All the CAP components are measured in volume terms, allowing us to avoid problems translating nominal into real values. Most extend back at least a decade and many go back much further. We have made some adjustments to the series to accommodate year-end revisions and shifts in the timing of Lunar New Year.


Estimation of annual (% y/y) growth for each sector proxy follows a three-stage process.

  1. First, we calculate the annual growth rates for each of the component series.
  2. Next, we calculate weights for the component series to ensure that changes in less volatile series have the same impact on the sector proxy as proportionally-equal changes in more volatile series. We do this by de-trending and normalising their growth rates.
  3. We then average the original growth rates using these weights. This allows us to adjust for volatility in the component series but still preserve the trends in the underlying data.

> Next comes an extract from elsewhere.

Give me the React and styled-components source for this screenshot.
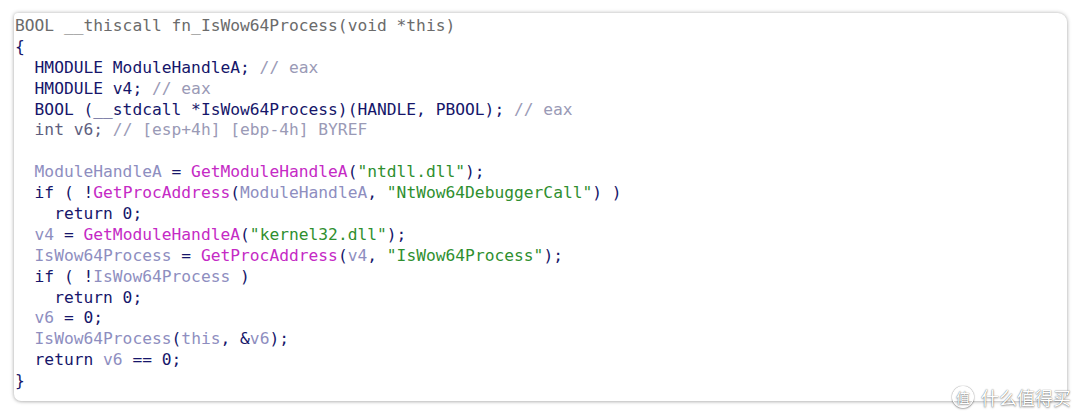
import styled, { createGlobalStyle } from "styled-components";

const GlobalStyle = createGlobalStyle`
  html, body {
    margin: 0;
    padding: 0;
    background: #ffffff;
  }
`;

const colors = {
  h: "#6b6b6b",
  k: "#16166a",
  v: "#8e8ebf",
  f: "#c52ac5",
  s: "#2f8f2f",
  c: "#9a9ab6",
  m: "#5e5e7e",
};

const Page = styled.div`
  position: relative;
  width: 1080px;
  height: 415px;
  padding: 13px 13px 14px 14px;
  box-sizing: border-box;
`;

const Card = styled.pre`
  margin: 0;
  height: 388px;
  box-sizing: border-box;
  background: #fff;
  border-radius: 4px 9px 9px 7px;
  box-shadow: 0 0 4px rgba(0, 0, 0, 0.28), 0 1px 3px rgba(0, 0, 0, 0.12);
  padding: 3px 0 0 1px;
  font-family: "DejaVu Sans Mono", "Liberation Mono", monospace;
  font-size: 16.25px;
  line-height: 20.9px;
  color: ${colors.k};
`;

const Line = styled.div`
  height: 20.9px;
  white-space: pre;
`;

const T = styled.span`
  color: ${(p) => colors[p.$t] || colors.k};
`;

const Watermark = styled.div`
  position: absolute;
  right: 9px;
  bottom: 7px;
  display: flex;
  align-items: center;
  gap: 7px;
  font-family: "Noto Sans CJK SC", sans-serif;
  font-size: 18px;
  line-height: 22px;
  color: #fff;
  text-shadow: 0 0 1px rgba(0, 0, 0, 0.6), 0 1px 2px rgba(0, 0, 0, 0.35);
`;

const Badge = styled.span`
  width: 20px;
  height: 20px;
  border-radius: 50%;
  border: 1.5px solid #fff;
  box-shadow: 0 0 1px rgba(0, 0, 0, 0.6), 0 1px 2px rgba(0, 0, 0, 0.3);
  display: flex;
  align-items: center;
  justify-content: center;
  font-size: 14px;
`;

const code = [
  [["h", "BOOL __thiscall fn_IsWow64Process(void *this)"]],
  [["k", "{"]],
  [["k", "  HMODULE ModuleHandleA; "], ["c", "// eax"]],
  [["k", "  HMODULE v4; "], ["c", "// eax"]],
  [["k", "  BOOL (__stdcall *IsWow64Process)(HANDLE, PBOOL); "], ["c", "// eax"]],
  [["m", "  int v6; "], ["c", "// [esp+4h] [ebp-4h] BYREF"]],
  [],
  [["v", "  ModuleHandleA"], ["k", " = "], ["f", "GetModuleHandleA"], ["k", "("], ["s", "\"ntdll.dll\""], ["k", ");"]],
  [["k", "  if ( !"], ["f", "GetProcAddress"], ["k", "("], ["v", "ModuleHandleA"], ["k", ", "], ["s", "\"NtWow64DebuggerCall\""], ["k", ") )"]],
  [["k", "    return 0;"]],
  [["v", "  v4"], ["k", " = "], ["f", "GetModuleHandleA"], ["k", "("], ["s", "\"kernel32.dll\""], ["k", ");"]],
  [["v", "  IsWow64Process"], ["k", " = "], ["f", "GetProcAddress"], ["k", "("], ["v", "v4"], ["k", ", "], ["s", "\"IsWow64Process\""], ["k", ");"]],
  [["k", "  if ( !"], ["v", "IsWow64Process"], ["k", " )"]],
  [["k", "    return 0;"]],
  [["v", "  v6"], ["k", " = 0;"]],
  [["v", "  IsWow64Process"], ["k", "("], ["v", "this"], ["k", ", &"], ["v", "v6"], ["k", ");"]],
  [["k", "  return "], ["v", "v6"], ["k", " == 0;"]],
  [["k", "}"]],
];

export default function App() {
  return (
    <>
      <GlobalStyle />
      <Page>
        <Card>
          {code.map((line, i) => (
            <Line key={i}>
              {line.map(([t, text], j) => (
                <T key={j} $t={t}>
                  {text}
                </T>
              ))}
            </Line>
          ))}
        </Card>
        <Watermark>
          <Badge>值</Badge>
          <span>什么值得买</span>
        </Watermark>
      </Page>
    </>
  );
}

We combine the three sector proxies into the headline CAP using the five-year rolling weights of industry, construction and services in nominal GDP, which we believe is subject to less manipulation than the real GDP figures. This is to ensure that the CAP takes into account broad structural shifts in the economy over time. The official GDP data are not used at any other point in the calculation of the CAP, whether as inputs or to weight or scale the indicators within each sector proxy.

We also construct a seasonally-adjusted version of the CAP and its sector proxies. We use thee monthly industrial production data for 1999 as a base and then extrapolate forward using the CAP growth rates. We then seasonally adjust the resulting series using X-12-ARIMA with custom holiday regressors for Chinese New Year.


Our approach of averaging normalized growth rates of component series is simple but has an important advantage over more sophisticated econometric techniques such as principal components analysis (PCA) or dynamic factor models (DFM).

PCA and DFM using the same underlying series result in an output with broadly the same trajectory of growth as our approach. But their output needs to be scaled in some way to generate an estimate for the pace of economic growth, as these approaches discard the information contained in the level of growth of the component series.

This scaling requirement is not a drawback if the goal is to “nowcast” official GDP. But our goal is to estimate actual growth, which by assumption we cannot observe. Any scaling would be arbitrary and introduce biases.